We don’t have a name for the phenomenon when a player puts up 15 points, 12 rebounds, and 8 assists. So we don’t count those games up. But it’s easy to understand and communicate what happens when someone puts up 12 points, 10 rebounds, and 11 assists: so-and-so has a triple-double. That triple-double isn’t necessarily a better performance than the other one. But it’s easier to notate and share. I mean, I just had to call the 15-12-8 performance the other one because after five minutes I gave up trying to refer to it more reasonably.
It’s not like the triple-double is the only round-number novelty the NBA has. We note 50-point games, not 49ers. Twenty-point games and 20-point averages are notable. Nineteen? Nah. The biggest triple-double skeptics often tout the 50-40-90 club — when a player shoots 50 percent from the field, 40 percent from three, 90 percent from the line — that means something more than 51-39-88. Unless you are going to abandon all your dear arbitrary round number children, don’t ditch the triple-double.

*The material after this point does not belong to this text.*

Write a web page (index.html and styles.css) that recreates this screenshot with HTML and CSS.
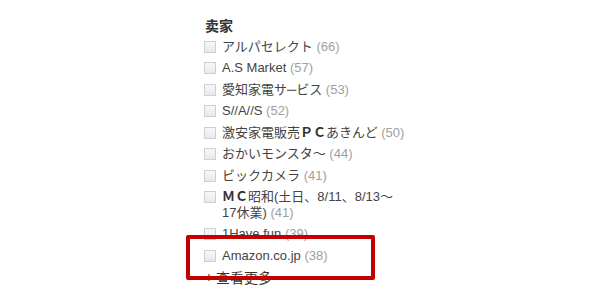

If there is one weakness in the triple-double it is that it underplays defense. That’s why quadruple-doubles — points, assists, rebounds, and blocks — are even better. My preferred round number box score line is actually the old 5x5: at least five each of points, rebounds, assists, blocks, and steals. Only two guys have done that in a single game this decade (Draymond Green and Nicolas Batum) and no one has been a regular threat since Andrei Kirilenko and, before him, Hakeem Olajuwon. The idea of averaging those figures for an entire season is completely absurd because steals and blocks are too rare (and especially together — averaging two each is spectacular). But if there’s a single-game 5x5, you’d better believe we should be shouting about it.
And isn’t that what the triple-double and Westbrook’s quest to average a triple-double again are all about, sharing impressive accomplishments? Doing awesome things is good, and we should celebrate them!